## WRITTEN INSTRUCTION
In the material below, find every line with "components" and pull it out.

## MATERIAL PROVIDED
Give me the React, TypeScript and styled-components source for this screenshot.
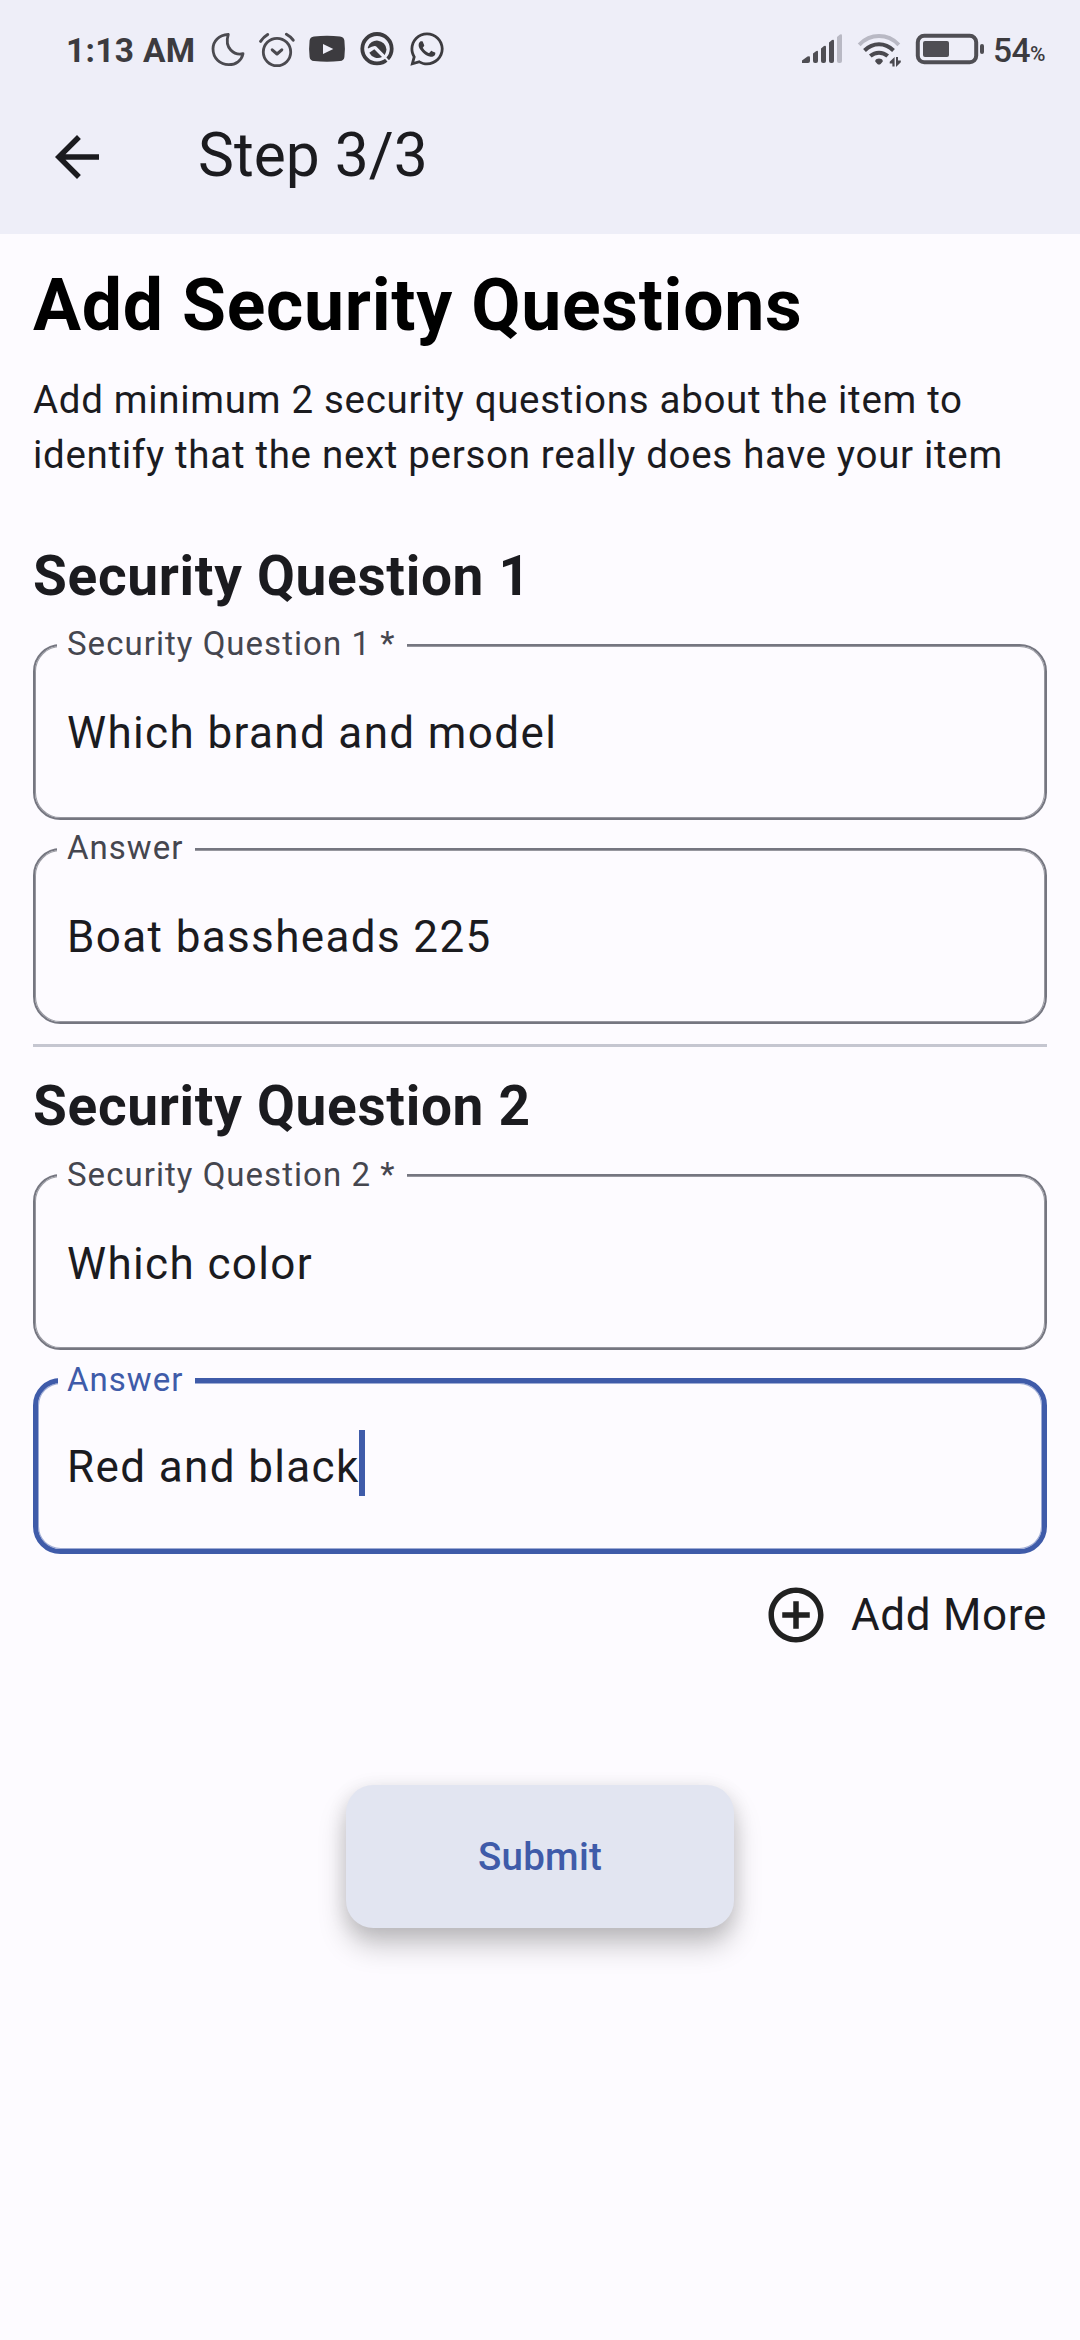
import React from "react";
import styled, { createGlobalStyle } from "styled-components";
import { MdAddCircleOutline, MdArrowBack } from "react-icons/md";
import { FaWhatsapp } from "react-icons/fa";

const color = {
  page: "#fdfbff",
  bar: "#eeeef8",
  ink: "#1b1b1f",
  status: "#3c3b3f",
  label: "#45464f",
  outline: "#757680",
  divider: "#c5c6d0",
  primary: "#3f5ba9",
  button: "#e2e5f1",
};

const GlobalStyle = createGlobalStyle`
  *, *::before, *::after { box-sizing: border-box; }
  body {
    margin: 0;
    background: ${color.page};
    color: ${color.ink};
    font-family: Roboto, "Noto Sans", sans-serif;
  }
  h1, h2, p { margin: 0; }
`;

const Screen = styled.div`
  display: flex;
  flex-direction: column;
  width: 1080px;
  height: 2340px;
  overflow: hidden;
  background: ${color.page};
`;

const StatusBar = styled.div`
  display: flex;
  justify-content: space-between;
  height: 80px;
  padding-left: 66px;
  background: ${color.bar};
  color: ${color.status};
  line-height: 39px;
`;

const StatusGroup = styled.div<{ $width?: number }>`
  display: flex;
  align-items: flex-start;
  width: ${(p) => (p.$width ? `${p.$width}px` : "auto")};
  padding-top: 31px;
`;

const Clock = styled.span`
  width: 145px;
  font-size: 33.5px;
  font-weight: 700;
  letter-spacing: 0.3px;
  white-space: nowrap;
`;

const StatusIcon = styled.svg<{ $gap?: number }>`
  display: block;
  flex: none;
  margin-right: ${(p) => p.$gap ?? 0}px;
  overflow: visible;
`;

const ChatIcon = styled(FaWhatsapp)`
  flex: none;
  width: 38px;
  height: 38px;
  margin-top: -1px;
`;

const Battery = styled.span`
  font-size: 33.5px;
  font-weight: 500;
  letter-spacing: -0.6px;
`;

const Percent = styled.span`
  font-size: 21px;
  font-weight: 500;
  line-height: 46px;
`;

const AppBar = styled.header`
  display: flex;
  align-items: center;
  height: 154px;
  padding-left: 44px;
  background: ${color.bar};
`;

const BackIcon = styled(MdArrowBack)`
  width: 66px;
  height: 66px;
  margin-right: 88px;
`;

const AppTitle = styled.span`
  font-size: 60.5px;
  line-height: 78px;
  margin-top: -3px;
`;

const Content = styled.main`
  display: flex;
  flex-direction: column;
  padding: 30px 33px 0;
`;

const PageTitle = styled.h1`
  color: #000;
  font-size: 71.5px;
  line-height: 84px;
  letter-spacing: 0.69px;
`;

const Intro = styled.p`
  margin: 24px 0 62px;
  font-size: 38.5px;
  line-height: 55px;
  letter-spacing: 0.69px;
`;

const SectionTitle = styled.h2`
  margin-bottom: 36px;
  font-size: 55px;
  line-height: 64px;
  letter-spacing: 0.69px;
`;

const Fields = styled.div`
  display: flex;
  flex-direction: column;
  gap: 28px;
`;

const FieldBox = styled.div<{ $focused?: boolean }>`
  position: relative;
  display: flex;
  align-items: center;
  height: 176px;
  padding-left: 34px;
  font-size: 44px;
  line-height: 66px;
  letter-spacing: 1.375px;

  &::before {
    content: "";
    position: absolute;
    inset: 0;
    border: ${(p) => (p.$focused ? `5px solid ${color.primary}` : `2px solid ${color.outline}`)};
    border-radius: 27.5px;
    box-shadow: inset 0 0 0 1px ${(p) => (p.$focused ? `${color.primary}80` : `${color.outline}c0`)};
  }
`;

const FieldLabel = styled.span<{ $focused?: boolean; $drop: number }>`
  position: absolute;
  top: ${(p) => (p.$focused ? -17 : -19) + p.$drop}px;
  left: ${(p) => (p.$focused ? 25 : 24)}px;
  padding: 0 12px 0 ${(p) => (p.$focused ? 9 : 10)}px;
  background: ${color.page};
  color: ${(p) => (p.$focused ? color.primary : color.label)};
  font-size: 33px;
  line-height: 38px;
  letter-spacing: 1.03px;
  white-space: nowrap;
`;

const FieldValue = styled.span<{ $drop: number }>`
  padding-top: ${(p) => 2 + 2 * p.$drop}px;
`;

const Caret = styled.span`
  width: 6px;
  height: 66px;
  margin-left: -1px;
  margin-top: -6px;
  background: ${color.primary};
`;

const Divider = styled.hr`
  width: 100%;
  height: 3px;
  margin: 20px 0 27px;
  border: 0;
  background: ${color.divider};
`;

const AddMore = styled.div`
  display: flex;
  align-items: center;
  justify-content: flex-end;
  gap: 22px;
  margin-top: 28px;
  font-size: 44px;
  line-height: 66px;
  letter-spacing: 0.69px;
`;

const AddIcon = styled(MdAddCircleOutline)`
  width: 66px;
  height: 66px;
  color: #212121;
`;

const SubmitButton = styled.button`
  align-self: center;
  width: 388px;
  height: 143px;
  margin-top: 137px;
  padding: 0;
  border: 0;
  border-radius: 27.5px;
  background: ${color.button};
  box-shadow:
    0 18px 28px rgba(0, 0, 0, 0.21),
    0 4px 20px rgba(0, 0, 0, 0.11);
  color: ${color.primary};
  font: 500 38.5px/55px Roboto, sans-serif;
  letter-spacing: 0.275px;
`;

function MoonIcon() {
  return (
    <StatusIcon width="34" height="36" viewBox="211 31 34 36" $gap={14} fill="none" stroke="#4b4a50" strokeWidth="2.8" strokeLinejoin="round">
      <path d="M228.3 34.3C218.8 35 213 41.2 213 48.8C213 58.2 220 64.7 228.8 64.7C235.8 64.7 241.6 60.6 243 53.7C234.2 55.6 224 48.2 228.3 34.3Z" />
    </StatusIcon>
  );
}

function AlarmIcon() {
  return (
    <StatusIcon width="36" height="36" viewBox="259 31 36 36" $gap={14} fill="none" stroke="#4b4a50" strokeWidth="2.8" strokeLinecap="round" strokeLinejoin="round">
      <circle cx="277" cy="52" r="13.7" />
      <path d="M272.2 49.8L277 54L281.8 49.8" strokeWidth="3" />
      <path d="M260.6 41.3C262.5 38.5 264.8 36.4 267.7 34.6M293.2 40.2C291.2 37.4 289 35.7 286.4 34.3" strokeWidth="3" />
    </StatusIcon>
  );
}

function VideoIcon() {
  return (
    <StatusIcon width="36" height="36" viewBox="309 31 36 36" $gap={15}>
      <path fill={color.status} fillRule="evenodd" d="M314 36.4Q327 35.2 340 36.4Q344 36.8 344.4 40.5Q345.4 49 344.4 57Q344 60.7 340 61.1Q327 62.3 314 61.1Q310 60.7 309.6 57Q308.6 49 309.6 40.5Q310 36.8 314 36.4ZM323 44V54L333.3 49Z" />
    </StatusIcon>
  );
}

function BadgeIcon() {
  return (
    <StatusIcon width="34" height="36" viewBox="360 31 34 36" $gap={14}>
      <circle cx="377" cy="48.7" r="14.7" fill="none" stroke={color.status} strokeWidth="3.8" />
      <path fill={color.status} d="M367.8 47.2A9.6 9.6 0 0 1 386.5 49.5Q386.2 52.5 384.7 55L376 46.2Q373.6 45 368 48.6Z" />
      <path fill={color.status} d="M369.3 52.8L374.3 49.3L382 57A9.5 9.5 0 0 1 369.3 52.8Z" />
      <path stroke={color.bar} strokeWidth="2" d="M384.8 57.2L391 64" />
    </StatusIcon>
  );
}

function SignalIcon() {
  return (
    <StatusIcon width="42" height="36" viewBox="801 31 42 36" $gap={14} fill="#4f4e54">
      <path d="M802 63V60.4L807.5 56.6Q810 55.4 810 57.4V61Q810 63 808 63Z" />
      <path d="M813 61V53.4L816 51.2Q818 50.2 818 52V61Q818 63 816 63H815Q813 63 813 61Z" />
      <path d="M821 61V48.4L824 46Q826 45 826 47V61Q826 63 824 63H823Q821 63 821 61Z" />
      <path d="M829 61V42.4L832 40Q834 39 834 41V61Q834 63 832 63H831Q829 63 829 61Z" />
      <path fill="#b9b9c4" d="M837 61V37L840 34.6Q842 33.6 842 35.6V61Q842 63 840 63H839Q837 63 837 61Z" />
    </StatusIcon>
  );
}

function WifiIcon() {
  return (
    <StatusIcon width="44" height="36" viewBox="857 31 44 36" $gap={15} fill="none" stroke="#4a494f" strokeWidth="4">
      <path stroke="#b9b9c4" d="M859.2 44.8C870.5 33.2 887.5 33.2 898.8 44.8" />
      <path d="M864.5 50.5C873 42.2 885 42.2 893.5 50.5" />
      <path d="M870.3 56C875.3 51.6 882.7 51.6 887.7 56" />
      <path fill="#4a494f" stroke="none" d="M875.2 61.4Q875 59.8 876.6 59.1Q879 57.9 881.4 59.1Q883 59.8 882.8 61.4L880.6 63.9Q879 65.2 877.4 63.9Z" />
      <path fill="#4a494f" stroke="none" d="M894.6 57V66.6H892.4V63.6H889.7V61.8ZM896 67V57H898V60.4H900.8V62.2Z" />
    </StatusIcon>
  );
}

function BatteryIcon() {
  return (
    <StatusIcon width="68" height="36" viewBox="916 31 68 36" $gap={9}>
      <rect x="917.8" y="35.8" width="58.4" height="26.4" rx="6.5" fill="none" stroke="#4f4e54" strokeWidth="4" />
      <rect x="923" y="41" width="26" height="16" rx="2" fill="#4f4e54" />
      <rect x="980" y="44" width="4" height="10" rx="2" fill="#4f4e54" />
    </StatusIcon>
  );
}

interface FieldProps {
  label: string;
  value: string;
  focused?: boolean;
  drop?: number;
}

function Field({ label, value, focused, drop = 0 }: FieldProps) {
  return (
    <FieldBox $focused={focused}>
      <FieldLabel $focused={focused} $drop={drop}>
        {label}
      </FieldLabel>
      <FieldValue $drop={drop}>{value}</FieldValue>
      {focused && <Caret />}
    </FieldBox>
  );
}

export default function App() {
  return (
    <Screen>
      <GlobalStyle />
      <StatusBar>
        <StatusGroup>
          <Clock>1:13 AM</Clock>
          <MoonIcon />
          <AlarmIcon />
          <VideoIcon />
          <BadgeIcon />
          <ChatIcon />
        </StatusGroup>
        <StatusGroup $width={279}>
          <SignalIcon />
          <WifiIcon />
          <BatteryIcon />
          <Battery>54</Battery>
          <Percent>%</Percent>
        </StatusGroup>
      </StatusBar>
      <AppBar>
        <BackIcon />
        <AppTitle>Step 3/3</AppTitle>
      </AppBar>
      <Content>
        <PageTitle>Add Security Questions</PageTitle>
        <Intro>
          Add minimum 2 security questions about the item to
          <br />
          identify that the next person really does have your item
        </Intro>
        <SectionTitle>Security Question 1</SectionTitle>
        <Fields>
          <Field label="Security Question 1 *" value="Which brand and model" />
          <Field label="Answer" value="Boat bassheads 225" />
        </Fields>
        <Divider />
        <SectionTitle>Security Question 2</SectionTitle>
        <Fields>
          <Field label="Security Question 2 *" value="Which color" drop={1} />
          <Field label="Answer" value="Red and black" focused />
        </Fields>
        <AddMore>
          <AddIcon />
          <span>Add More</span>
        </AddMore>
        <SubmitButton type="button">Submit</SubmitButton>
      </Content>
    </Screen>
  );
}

## ANSWER TO THE EXERCISE
Give me the React, TypeScript and styled-components source for this screenshot.
import styled, { createGlobalStyle } from "styled-components";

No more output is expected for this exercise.